TheRedChamber
Apprentice
- Joined
- Mar 21, 2014
- Posts
- 2,718
I'm not sure what fantasy you're talking about. Man rescues a woman and she swoons for him? I'm not sure that's a fantasy so much as it is a trope. It seems pretty common.
I have to agree, sadly. Pulling just one example at random, think of the Flash Gordon flicks of the 1930s, where the hero kept rescuing Dale Arden from Ming the Merciless' forcing her to marry him. (Cheesy now, that last was no doubt very daring a century ago.) It's not a bad trope, truly, but it's probably not N/C.

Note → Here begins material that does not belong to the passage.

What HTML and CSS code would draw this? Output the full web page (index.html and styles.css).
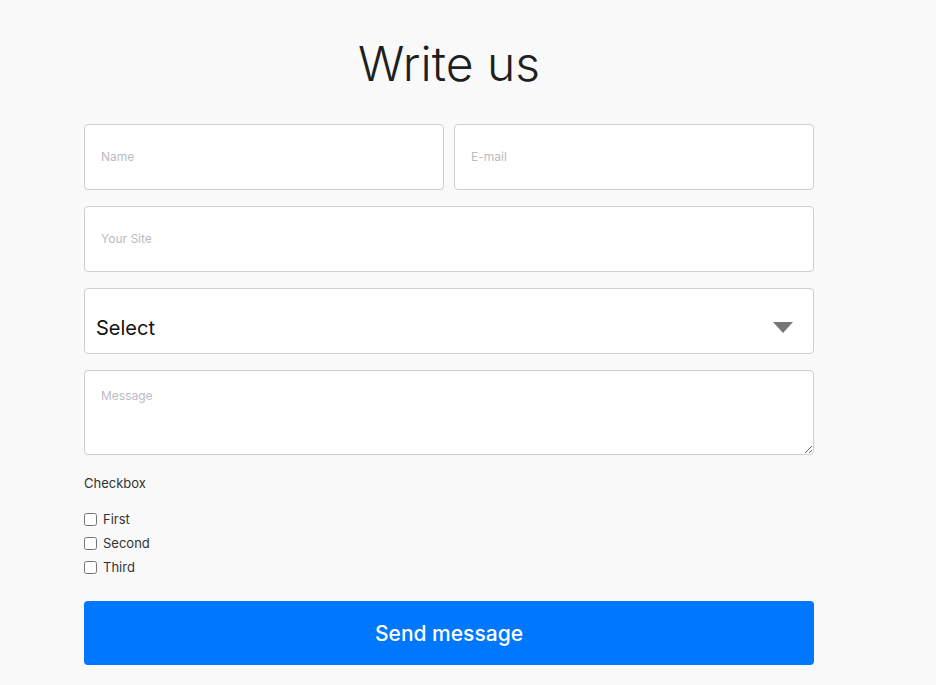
FILE: index.html
```html
<!DOCTYPE html>
<html>
<head>
    <title>Write us</title>
    <link rel="stylesheet" href="styles.css">
</head>
<body>

<div class="container">
    <h1>Write us</h1>

    <form class="contact-form">
        <div class="row">
            <input type="text" class="field" placeholder="Name">
            <input type="text" class="field" placeholder="E-mail">
        </div>
        <input type="text" class="field" placeholder="Your Site">

        <div class="select-box">
            <select class="field select">
                <option>Select</option>
                <option>Option 1</option>
                <option>Option 2</option>
            </select>
            <span class="arrow"></span>
        </div>

        <textarea class="field message" placeholder="Message"></textarea>

        <div class="checkbox-group">
            <div class="group-label">Checkbox</div>
            <label class="check"><input type="checkbox"> First</label>
            <label class="check"><input type="checkbox"> Second</label>
            <label class="check"><input type="checkbox"> Third</label>
        </div>

        <button type="button" class="send-btn">Send message</button>
    </form>
</div>

</body>
</html>
```

FILE: styles.css
```css
body {
    font-family: Inter, "DejaVu Sans", sans-serif;
    margin: 0;
    padding: 0;
    background-color: #f9f9f9;
    color: #222;
}
.container {
    width: 730px;
    margin-left: 84px;
    padding-top: 33px;
}
h1 {
    margin: 0 0 29px;
    font-size: 48px;
    font-weight: 300;
    line-height: 62px;
    text-align: center;
    color: #1f1f1f;
}
.contact-form {
    display: flex;
    flex-direction: column;
    gap: 16px;
}
.row {
    display: flex;
    gap: 10px;
}
.row .field {
    flex: 1;
    min-width: 0;
}
.field {
    box-sizing: border-box;
    height: 66px;
    padding: 0 16px 2px;
    border: 1px solid #cfcfcf;
    border-radius: 4px;
    background: white;
    font-family: inherit;
    font-size: 12px;
    color: #222;
    outline: none;
}
.field::placeholder {
    color: #b9bcc4;
}
.select-box {
    position: relative;
}
.select {
    width: 100%;
    padding: 14px 11px 0;
    font-size: 20px;
    color: #111;
    appearance: none;
}
.arrow {
    position: absolute;
    right: 21px;
    top: 34px;
    width: 0;
    height: 0;
    border-left: 10px solid transparent;
    border-right: 10px solid transparent;
    border-top: 11px solid #777;
    pointer-events: none;
}
.message {
    height: 85px;
    padding: 17px 16px;
    resize: vertical;
}
.checkbox-group {
    display: flex;
    flex-direction: column;
    gap: 6px;
    padding-top: 4px;
    font-size: 13px;
    color: #333;
}
.group-label {
    margin-bottom: 13px;
}
.check {
    display: flex;
    align-items: center;
    gap: 6px;
    height: 18px;
}
.check input {
    width: 13px;
    height: 13px;
    margin: 0;
}
.send-btn {
    height: 64px;
    margin-top: 9px;
    border: none;
    border-radius: 4px;
    background: #0077ff;
    color: white;
    font-family: inherit;
    font-size: 21px;
    font-weight: 500;
    cursor: pointer;
}
```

I think it's a common enough idle fantasy. Nothing highlights your good points and genuine commitment to a person like saving them from mortal danger. Of course, it's a short step from casually reflecting on how Kelly Smith in sixth form might actually agree to go on a date with you if you save her from a raging fire in the Chemistry building to actually sneaking in and mixing a timed exothermic reaction during third period - and so perhaps the insecure shouldn't dwell on them too much.
There are two extremes for writing this - the Flash Gordon version where the hero has to save the girl because that's just what heroes do and he'd save anyone without a second though, and the version where it's more of a hope-springs-eternal for the nerdy no-hoper.
Modern feminist analysis of course stresses that women shouldn't go around feeling sexually indebted to men just because they've saved their life. This is perfectly reasonable, but I feel like modern media sometimes takes this to extreme. Particularly in How to Train Your Dragon 3 where a lot of the emotional drama centers around whether the FMC will finally agree to marry the MMC. Now, I'm not saying that a women has to marry a man just because he's saved no only her own life but her whole village twice, but I am saying that the guy has saved her village twice AND her other options look like this...

...there's only so much indecision this audience member is going to be able to take.